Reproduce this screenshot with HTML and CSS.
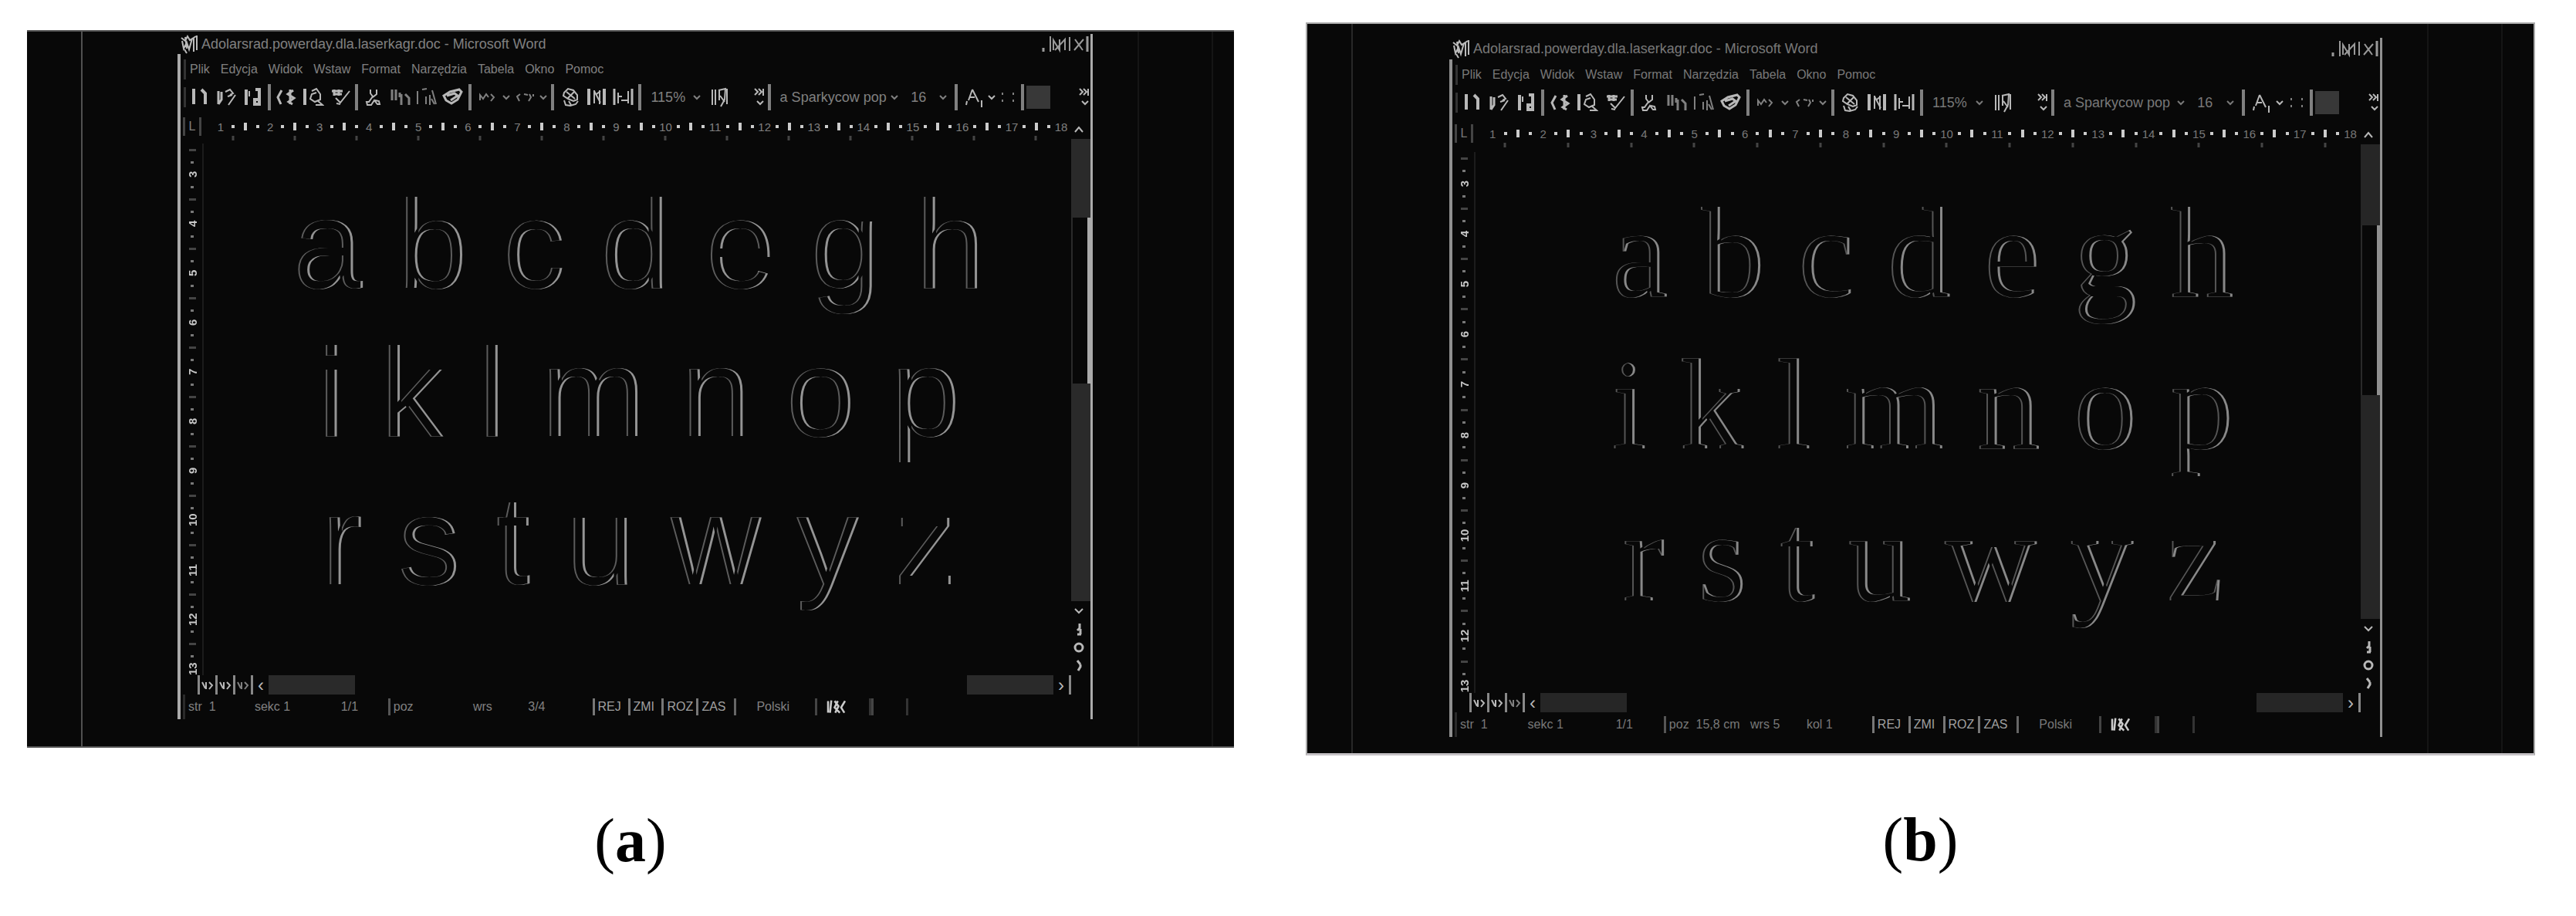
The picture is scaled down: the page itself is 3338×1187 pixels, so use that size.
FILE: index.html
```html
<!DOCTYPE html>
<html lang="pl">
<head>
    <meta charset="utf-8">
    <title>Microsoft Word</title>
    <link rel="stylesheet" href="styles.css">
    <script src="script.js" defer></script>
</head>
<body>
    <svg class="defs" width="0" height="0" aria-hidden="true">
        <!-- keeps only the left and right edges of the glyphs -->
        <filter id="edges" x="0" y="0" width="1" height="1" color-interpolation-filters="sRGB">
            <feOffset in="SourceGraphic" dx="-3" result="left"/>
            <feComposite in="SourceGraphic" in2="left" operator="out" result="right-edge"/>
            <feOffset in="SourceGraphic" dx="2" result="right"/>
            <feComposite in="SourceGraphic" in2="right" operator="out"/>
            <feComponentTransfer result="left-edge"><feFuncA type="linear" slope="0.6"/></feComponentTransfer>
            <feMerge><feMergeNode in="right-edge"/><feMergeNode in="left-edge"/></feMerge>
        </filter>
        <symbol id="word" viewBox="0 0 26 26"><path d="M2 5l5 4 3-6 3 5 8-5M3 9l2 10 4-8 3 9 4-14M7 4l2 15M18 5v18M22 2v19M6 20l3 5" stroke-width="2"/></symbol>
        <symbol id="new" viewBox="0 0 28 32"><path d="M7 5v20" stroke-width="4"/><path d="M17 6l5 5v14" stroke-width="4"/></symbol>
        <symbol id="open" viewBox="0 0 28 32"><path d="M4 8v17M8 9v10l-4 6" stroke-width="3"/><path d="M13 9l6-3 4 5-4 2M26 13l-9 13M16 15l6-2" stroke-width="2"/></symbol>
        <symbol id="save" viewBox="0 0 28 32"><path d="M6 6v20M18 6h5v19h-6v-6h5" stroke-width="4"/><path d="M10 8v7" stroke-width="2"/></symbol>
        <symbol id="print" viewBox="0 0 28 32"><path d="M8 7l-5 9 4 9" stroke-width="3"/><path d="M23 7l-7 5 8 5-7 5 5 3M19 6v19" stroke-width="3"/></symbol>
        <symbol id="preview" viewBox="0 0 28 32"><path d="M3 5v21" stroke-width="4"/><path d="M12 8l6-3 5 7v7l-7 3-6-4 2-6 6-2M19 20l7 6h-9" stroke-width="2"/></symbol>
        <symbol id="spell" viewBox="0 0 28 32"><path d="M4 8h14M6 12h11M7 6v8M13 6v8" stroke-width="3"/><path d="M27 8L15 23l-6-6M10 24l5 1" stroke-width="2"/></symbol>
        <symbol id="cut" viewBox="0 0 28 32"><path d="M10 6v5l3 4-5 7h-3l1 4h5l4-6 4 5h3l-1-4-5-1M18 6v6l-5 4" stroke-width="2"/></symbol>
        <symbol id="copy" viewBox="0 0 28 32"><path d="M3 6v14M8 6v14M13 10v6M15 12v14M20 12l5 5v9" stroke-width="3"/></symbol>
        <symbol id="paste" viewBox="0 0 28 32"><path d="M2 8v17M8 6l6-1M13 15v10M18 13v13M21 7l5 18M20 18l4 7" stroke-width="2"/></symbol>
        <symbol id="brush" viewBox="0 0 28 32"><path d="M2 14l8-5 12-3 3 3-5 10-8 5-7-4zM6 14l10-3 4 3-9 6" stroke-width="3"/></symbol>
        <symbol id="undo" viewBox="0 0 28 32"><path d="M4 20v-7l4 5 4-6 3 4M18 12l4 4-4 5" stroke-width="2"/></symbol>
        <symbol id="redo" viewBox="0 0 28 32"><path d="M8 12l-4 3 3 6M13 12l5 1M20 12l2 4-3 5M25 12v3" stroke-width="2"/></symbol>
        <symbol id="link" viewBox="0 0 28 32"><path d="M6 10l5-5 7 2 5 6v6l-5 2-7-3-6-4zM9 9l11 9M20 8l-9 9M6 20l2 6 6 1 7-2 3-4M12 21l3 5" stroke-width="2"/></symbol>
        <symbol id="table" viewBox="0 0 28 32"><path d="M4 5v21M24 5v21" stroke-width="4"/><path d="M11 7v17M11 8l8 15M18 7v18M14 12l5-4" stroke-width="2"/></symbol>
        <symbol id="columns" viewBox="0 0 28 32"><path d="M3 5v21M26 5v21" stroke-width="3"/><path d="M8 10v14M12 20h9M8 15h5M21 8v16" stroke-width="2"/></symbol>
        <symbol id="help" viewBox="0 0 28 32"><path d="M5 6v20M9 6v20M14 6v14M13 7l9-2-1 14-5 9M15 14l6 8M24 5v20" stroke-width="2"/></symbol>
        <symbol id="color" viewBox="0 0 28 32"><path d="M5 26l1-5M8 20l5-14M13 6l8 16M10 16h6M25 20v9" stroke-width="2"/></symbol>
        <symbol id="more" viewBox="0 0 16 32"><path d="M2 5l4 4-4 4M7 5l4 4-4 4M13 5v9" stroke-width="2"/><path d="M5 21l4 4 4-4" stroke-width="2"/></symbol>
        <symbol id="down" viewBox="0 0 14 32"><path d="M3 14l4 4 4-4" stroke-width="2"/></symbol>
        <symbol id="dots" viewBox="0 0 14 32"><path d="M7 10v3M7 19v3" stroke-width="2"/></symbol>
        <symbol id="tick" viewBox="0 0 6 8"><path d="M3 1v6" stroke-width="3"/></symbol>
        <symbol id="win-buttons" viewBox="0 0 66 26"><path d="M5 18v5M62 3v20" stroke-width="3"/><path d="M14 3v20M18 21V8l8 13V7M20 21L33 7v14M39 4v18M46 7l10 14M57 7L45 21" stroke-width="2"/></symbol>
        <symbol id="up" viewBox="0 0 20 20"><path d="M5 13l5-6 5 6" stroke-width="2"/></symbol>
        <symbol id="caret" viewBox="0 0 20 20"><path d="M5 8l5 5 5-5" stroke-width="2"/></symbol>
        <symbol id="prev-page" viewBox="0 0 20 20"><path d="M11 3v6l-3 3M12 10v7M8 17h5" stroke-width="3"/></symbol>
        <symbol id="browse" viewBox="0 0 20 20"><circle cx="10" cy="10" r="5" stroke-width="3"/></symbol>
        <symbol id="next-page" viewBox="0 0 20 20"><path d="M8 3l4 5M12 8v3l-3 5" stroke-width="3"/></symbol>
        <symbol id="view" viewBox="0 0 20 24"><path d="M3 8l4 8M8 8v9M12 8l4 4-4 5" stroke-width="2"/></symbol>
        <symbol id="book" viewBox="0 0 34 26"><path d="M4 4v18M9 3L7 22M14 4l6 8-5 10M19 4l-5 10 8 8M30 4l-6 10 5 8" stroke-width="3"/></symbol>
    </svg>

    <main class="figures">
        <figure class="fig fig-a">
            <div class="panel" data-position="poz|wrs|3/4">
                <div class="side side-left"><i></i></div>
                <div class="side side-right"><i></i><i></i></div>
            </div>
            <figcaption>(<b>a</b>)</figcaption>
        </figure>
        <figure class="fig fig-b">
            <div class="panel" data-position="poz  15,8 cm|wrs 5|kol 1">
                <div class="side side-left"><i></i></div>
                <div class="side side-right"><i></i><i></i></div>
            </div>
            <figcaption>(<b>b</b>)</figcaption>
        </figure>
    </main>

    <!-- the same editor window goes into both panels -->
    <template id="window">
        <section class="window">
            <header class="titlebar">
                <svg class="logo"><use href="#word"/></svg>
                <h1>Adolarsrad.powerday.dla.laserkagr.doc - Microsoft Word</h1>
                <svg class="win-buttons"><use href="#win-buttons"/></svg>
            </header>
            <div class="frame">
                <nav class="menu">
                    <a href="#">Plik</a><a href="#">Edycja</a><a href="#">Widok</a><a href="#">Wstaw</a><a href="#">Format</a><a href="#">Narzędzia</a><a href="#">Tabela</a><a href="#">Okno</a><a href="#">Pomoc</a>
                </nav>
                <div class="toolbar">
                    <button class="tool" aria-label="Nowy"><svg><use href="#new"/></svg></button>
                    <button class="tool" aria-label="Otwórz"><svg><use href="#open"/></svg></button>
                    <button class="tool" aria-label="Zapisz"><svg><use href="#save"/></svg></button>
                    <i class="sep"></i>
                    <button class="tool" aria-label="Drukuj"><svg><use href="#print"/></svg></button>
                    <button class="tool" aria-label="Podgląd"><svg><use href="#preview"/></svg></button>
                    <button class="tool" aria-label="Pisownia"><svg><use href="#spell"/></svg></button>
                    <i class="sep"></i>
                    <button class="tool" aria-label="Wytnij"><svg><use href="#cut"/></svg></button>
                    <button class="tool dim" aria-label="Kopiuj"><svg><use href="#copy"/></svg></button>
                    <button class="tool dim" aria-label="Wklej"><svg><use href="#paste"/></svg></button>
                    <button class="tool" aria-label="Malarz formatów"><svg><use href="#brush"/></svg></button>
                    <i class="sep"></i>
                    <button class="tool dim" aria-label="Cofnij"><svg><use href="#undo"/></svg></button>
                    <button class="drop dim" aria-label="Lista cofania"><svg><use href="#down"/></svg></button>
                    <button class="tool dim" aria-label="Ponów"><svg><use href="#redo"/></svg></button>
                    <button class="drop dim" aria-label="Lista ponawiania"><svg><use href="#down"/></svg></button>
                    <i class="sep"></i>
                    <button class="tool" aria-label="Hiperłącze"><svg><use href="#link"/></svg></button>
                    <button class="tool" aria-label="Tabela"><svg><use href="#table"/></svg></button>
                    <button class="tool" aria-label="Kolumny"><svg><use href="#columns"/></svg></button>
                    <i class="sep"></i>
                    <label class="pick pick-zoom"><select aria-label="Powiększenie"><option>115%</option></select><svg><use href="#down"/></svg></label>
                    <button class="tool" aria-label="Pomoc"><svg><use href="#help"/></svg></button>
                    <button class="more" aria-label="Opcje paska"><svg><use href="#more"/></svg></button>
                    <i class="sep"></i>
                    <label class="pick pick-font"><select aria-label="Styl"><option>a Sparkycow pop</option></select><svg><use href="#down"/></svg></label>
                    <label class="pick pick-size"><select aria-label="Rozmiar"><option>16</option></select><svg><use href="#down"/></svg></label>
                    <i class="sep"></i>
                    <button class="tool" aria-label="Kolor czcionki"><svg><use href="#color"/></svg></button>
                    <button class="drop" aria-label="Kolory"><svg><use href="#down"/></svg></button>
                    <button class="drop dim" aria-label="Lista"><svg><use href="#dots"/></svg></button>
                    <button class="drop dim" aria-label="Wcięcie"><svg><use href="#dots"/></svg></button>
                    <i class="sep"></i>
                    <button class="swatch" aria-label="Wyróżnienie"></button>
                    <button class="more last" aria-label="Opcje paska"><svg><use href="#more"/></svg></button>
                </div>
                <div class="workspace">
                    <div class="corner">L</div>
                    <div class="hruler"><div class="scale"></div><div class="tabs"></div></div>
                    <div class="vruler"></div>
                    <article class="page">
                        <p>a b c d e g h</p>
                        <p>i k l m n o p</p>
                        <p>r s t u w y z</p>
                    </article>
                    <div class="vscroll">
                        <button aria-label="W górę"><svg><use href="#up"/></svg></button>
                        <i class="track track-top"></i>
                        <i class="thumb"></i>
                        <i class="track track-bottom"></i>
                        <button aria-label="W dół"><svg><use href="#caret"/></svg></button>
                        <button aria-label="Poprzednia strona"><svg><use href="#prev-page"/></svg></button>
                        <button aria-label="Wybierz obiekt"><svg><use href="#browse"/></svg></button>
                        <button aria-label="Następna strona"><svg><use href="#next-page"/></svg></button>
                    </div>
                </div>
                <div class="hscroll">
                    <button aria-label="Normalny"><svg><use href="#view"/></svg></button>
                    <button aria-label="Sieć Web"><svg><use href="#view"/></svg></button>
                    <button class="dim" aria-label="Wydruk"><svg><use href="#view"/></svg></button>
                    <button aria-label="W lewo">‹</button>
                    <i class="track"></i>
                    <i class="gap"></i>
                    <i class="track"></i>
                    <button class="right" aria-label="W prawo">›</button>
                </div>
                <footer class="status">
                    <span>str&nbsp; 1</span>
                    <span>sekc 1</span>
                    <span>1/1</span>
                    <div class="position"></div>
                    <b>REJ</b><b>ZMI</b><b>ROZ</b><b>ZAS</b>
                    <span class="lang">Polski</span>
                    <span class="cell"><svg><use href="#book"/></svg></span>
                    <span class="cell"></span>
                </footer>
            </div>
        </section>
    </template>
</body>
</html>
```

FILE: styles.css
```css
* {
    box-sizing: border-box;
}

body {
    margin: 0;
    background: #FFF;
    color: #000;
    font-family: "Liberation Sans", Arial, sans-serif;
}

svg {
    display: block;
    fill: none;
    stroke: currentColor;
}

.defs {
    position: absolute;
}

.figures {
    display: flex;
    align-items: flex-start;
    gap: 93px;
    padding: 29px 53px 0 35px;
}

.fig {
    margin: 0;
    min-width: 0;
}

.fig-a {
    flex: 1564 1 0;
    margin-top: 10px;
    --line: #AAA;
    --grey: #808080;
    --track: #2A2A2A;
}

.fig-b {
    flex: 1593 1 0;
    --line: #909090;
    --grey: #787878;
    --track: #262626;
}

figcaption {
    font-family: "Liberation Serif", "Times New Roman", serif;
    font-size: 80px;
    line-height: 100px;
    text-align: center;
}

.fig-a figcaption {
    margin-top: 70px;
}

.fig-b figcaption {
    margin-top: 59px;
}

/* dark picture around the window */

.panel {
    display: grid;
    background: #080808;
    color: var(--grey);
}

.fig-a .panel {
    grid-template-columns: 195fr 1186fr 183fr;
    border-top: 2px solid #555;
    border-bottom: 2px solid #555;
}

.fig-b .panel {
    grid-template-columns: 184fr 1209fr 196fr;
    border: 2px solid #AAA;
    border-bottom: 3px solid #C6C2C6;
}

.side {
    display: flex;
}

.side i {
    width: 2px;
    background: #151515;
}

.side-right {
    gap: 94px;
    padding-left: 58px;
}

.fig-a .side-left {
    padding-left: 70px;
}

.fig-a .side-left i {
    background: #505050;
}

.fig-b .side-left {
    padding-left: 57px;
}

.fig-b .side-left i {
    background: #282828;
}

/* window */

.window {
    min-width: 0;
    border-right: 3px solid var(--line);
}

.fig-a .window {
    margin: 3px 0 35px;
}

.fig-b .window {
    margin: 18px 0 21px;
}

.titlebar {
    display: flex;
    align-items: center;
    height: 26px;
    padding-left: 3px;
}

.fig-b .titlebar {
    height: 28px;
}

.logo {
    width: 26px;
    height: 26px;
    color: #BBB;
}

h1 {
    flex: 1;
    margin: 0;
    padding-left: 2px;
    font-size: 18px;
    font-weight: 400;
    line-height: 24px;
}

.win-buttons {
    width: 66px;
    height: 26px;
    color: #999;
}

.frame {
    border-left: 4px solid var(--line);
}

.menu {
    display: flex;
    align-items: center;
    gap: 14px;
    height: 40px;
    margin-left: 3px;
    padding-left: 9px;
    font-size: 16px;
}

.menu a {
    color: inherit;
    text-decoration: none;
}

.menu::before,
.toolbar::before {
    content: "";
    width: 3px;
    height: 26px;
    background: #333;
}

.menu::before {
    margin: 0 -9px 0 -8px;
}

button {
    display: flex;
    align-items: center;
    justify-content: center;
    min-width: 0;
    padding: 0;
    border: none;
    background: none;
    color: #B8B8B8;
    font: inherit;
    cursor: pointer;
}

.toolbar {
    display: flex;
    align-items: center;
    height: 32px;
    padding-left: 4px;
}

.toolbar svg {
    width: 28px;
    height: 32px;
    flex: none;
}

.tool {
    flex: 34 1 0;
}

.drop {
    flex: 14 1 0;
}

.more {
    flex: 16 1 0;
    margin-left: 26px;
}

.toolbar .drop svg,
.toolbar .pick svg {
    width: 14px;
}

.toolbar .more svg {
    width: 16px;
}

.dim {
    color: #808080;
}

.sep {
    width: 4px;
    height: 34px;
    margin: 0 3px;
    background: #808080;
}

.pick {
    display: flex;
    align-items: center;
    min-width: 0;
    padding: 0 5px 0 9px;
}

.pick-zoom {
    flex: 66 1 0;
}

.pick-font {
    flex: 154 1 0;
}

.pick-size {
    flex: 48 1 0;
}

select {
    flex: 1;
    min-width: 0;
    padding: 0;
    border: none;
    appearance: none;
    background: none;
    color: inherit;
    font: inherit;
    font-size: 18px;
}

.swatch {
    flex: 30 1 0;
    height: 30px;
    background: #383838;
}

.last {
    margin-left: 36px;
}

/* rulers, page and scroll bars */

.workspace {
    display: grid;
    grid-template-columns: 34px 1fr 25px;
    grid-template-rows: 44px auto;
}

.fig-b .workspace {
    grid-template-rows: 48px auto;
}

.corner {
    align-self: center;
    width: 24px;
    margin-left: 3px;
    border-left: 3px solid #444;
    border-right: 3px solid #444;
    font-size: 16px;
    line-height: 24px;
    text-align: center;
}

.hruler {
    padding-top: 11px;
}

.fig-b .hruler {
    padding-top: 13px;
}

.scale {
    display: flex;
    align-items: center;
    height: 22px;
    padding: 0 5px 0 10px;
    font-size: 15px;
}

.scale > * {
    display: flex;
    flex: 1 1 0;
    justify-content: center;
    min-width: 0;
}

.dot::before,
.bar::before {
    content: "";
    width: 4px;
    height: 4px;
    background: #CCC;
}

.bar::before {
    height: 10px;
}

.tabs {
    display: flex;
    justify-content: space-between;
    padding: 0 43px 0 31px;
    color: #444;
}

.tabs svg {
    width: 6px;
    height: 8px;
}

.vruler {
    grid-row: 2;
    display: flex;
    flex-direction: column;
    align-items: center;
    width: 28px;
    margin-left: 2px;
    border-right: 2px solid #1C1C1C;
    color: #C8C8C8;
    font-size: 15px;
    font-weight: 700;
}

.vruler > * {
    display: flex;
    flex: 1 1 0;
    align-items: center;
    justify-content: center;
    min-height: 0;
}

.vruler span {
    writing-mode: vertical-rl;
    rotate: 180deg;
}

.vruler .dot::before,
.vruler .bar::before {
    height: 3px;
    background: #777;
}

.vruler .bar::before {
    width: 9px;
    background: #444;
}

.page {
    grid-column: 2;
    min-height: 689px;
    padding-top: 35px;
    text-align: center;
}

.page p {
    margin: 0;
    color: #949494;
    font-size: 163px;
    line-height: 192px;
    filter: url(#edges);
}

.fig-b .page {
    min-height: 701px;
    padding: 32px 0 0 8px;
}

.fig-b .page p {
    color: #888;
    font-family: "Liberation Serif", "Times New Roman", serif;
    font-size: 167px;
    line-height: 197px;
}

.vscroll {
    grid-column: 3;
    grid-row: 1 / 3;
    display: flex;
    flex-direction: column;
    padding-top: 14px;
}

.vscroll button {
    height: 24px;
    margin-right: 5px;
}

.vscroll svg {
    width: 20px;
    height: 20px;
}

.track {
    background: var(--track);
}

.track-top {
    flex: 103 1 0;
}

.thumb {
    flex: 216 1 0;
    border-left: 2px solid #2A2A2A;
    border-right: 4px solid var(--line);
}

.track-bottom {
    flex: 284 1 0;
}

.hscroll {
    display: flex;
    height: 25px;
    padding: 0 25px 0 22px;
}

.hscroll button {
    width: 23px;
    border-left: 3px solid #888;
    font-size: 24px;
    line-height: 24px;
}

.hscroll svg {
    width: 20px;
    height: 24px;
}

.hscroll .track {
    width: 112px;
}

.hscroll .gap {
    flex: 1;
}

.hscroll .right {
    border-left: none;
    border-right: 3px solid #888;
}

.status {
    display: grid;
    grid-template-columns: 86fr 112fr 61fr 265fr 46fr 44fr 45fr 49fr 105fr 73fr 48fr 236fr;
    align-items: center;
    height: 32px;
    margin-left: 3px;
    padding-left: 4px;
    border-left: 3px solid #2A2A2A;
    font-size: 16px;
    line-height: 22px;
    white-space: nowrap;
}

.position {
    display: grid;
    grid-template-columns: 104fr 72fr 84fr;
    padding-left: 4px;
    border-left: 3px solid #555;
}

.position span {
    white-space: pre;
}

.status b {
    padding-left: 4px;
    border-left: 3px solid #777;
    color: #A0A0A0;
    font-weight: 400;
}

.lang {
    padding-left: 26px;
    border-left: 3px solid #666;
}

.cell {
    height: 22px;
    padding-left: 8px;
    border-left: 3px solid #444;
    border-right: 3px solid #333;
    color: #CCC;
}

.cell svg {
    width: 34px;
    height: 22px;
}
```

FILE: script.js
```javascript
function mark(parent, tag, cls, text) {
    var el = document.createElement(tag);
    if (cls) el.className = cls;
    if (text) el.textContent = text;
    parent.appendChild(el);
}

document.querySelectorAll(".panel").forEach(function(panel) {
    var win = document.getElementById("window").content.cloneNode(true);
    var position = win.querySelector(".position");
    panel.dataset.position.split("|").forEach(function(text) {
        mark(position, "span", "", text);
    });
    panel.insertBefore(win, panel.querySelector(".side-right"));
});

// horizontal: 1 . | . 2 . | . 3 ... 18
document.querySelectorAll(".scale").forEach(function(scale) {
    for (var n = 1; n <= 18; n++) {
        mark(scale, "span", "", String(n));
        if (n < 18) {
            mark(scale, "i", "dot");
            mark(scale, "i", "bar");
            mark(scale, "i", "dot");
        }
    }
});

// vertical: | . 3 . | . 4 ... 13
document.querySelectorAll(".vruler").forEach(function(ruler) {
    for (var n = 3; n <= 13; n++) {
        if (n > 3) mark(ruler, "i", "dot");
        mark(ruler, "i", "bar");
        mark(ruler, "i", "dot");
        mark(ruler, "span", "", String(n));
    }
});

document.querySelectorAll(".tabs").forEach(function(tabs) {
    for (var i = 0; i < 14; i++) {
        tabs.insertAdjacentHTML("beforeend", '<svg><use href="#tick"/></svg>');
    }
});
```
^^^^^^^^^^^^^^^^
_What the task requires_:
Report every line containing the word "picture" from the listing above.

_Complete response_:
The picture is scaled down: the page itself is 3338×1187 pixels, so use that size.
/* dark picture around the window */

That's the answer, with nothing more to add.